Waste water detection meter
Figure-2: Waste water detection meter

First, the suspected locality is isolated and all the supplies, except the head of the chosen locality, are shut down. The waste detection meter is then fixed at the head of the main supply pipe and the water is allowed to flow to the locality after getting recorded by the meter. After this, the other laterals and branches in the locality are shut down progressively.

Thus, the flow recorded in the meter will drop down at each shut-off. If the shut-off indicates a disproportionately large drop in the listed flow, that shows that the pipe is leaking. The defect can then be corrected.

One of the widely used instruments is Deacon’s wastewater detection meter, which is very accurate and sensitive. When the water passes through such a meter, it forces down a brass disc which is otherwise balanced by a counterweight.

This movement of the disc is conveyed by a rod to a pencil point. The pencil then moves up and down vertically on a graph paper with respect to time. The meter is designed in such a way that it automatically records the quantity of water that flows through it.
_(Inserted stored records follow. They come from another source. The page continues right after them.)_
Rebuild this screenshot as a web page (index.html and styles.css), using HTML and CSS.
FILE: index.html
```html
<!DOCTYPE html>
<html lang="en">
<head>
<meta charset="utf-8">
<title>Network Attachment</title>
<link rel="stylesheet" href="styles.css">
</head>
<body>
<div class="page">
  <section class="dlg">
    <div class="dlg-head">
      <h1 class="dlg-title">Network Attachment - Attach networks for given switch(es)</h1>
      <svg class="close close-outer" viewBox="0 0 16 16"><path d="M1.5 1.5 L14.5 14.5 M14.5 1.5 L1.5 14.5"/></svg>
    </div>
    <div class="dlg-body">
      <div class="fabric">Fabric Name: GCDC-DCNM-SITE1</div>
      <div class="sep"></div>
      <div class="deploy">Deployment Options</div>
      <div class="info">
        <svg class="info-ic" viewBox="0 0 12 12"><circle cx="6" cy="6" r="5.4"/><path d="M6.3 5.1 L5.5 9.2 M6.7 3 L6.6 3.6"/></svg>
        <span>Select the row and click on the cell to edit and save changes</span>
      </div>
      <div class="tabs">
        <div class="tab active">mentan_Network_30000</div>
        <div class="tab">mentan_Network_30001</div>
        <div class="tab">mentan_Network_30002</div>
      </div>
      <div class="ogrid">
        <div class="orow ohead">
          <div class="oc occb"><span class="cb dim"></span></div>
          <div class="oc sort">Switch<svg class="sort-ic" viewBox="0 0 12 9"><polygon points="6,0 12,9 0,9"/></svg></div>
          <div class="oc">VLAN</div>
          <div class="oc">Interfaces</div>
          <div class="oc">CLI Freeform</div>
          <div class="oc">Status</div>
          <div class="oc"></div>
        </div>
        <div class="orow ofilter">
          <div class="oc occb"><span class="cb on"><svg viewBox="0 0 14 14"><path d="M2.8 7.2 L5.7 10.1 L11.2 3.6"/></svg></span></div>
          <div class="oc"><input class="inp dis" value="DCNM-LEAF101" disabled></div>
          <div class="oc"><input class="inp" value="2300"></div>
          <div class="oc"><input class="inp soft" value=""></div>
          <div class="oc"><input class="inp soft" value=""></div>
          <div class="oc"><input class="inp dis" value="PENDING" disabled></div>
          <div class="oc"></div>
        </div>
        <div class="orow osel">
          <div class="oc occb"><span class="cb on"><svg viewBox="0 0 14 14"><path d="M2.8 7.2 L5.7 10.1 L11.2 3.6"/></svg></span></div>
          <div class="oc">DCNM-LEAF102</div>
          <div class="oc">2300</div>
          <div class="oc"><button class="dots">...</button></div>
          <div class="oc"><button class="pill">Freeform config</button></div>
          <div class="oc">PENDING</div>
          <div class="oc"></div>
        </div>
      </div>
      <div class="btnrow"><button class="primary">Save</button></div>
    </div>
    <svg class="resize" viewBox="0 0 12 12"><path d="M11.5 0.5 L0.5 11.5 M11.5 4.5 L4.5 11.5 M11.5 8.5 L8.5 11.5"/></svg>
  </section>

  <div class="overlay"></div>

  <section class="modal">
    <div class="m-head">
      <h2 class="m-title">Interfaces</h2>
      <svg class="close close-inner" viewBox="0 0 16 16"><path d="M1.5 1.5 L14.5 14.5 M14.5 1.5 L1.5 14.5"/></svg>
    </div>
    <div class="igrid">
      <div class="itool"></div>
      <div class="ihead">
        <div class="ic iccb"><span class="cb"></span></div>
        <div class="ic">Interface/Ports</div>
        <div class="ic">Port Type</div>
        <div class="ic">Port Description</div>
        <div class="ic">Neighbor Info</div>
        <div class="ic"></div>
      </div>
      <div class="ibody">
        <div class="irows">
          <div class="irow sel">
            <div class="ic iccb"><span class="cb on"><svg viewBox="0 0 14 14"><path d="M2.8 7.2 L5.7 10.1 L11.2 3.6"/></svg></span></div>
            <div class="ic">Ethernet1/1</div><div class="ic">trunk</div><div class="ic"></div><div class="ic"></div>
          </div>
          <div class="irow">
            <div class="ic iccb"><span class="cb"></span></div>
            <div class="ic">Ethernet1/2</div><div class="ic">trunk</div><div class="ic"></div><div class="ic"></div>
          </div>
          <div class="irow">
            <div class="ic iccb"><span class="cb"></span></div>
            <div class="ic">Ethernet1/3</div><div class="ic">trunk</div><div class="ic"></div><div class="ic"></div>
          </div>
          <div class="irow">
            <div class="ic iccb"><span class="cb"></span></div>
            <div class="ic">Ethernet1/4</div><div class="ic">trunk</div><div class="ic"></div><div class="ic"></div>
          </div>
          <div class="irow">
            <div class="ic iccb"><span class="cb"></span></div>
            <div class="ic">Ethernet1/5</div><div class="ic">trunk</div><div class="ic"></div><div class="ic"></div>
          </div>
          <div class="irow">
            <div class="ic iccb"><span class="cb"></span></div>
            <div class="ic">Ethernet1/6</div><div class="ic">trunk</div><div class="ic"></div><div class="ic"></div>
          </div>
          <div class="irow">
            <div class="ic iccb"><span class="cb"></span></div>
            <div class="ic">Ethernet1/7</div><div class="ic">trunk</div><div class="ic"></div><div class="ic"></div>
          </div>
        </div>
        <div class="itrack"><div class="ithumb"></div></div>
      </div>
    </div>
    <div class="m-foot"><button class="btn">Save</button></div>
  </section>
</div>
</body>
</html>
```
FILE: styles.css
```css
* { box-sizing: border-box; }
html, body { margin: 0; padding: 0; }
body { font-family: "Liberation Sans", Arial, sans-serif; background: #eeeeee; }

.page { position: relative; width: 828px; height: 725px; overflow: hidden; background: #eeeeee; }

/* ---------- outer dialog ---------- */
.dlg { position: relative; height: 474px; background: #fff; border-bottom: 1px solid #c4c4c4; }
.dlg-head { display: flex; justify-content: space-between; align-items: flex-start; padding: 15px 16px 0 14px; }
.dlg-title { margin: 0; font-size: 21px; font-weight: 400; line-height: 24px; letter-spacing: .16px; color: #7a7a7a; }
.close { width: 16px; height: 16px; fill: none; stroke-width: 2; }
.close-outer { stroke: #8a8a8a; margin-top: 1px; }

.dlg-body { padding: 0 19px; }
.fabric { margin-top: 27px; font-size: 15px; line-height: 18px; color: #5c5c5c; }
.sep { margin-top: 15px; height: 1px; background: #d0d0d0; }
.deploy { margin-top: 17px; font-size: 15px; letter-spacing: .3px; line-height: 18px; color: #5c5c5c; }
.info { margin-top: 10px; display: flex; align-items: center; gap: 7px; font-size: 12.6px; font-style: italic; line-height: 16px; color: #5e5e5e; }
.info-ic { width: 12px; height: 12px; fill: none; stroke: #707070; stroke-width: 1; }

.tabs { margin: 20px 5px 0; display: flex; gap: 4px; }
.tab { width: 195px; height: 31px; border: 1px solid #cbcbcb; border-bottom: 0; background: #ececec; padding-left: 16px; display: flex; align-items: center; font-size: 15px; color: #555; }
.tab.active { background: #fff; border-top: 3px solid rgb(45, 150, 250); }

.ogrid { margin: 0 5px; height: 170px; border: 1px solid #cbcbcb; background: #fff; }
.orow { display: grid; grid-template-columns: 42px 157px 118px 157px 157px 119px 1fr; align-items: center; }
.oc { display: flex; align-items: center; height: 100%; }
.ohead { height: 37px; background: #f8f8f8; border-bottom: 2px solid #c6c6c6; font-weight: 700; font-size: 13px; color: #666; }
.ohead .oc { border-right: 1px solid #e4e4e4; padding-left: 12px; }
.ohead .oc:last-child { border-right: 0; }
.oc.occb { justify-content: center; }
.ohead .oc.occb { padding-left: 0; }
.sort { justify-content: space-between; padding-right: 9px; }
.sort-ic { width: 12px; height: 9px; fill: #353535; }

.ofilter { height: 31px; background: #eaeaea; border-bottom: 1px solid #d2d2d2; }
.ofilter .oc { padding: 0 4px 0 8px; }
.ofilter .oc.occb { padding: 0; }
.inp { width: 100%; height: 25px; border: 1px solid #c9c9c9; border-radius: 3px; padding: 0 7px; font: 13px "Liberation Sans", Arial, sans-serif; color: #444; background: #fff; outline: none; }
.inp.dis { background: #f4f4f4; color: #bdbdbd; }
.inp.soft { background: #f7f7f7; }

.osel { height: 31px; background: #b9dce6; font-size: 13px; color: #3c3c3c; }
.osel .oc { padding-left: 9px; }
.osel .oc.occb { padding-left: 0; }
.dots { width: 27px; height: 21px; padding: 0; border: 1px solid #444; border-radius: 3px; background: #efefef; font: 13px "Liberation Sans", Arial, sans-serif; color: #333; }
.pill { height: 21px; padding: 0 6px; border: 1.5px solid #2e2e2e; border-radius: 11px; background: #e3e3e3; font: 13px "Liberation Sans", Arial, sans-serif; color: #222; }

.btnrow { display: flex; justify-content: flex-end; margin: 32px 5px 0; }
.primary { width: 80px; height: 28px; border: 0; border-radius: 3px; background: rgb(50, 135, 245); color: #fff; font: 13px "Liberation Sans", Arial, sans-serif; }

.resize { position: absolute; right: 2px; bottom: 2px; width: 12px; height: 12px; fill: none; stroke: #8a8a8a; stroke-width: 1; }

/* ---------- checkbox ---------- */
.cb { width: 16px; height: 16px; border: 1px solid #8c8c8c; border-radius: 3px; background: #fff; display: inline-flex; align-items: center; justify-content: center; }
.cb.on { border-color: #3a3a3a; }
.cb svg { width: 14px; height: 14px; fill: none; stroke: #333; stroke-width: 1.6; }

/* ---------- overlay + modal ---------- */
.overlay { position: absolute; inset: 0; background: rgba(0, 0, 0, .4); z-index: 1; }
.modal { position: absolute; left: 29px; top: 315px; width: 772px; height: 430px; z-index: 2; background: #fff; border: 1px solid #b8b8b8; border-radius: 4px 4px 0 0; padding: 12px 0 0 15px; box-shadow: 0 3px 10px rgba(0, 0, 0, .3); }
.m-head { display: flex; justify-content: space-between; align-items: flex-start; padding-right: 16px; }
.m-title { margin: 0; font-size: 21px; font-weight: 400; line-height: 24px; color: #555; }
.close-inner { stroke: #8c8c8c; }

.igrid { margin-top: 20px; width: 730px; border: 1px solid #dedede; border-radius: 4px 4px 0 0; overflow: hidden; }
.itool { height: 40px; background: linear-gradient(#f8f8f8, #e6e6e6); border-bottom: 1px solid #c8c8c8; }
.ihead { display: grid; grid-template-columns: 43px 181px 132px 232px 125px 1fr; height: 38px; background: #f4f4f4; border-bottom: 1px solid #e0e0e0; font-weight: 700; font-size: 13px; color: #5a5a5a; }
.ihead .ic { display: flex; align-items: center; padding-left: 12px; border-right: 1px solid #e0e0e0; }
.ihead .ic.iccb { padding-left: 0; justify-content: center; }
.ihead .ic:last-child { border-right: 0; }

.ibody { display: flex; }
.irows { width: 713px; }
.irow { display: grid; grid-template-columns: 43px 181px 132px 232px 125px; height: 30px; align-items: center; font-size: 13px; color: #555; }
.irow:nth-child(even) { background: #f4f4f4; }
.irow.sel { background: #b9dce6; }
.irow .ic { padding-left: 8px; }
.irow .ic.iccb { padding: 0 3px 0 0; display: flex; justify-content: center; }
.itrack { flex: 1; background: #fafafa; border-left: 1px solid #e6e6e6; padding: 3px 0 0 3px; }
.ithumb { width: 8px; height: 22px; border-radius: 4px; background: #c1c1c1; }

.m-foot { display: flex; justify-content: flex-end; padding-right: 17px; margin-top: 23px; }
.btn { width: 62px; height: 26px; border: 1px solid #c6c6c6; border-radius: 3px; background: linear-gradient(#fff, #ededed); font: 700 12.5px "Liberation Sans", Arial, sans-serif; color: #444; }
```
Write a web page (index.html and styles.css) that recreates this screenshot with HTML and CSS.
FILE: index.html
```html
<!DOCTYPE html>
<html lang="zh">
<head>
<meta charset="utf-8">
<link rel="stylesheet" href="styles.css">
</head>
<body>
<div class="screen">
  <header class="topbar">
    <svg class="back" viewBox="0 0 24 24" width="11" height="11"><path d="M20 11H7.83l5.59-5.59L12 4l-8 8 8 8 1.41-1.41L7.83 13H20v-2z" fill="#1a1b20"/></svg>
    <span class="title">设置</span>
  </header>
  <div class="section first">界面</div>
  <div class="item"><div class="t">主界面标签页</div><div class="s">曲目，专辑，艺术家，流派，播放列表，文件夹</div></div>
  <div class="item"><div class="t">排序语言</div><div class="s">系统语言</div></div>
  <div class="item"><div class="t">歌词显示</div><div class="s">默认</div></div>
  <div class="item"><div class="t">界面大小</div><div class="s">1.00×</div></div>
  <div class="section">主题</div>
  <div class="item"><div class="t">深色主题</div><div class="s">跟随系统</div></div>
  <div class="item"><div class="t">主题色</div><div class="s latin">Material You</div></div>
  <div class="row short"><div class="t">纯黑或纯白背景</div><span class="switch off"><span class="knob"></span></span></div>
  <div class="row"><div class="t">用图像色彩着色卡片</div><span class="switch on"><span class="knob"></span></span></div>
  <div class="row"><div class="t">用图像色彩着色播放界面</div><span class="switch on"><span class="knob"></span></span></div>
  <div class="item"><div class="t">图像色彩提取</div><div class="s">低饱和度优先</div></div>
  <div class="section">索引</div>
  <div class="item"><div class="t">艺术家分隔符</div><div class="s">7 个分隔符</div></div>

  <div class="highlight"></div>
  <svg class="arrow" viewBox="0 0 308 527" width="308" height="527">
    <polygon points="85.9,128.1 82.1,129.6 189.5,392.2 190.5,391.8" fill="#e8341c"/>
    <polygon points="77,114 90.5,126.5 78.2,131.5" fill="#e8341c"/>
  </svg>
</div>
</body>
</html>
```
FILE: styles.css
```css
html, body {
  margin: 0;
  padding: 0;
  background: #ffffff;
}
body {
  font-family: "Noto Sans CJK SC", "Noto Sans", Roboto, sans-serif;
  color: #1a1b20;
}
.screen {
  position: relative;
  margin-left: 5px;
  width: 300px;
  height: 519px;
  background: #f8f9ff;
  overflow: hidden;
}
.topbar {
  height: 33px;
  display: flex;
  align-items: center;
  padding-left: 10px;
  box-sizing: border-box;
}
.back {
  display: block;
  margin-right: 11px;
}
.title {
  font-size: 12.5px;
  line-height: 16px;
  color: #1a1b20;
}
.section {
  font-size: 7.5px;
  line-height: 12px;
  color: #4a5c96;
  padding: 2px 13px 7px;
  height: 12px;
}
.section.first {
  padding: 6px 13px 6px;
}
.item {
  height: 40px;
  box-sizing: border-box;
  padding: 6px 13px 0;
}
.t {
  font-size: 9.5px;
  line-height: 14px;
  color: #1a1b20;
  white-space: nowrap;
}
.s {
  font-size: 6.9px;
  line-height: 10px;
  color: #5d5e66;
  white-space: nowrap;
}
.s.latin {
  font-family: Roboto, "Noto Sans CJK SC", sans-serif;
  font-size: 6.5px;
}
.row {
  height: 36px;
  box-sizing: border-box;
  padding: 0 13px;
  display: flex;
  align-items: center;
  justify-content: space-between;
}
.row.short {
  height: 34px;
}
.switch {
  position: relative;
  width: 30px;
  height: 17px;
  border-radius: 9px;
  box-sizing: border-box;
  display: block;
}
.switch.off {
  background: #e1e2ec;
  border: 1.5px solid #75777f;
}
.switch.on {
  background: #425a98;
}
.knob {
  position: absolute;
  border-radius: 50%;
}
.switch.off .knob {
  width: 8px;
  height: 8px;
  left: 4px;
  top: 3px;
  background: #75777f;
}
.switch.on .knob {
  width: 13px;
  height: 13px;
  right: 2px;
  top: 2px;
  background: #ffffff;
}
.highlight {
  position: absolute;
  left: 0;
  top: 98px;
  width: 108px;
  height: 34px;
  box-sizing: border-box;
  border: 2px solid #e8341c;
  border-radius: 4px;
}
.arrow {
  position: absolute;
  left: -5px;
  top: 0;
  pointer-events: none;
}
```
This method of detecting wastage is quite useful and scientific. However, it is expensive as a crew is required for operating it and many valves have to be installed in the pipeline.

FAQs

What is the percentage loss of water caused due to leakage?

The losses can amount to 15% of the total consumption even in a well-managed distribution system and in case of faulty systems, the losses can be as high as 40%

What are the methods for detecting leakages?

Leakage can be detected by observation, sounding rods, hydraulic gradient line, and by using waste detection meter.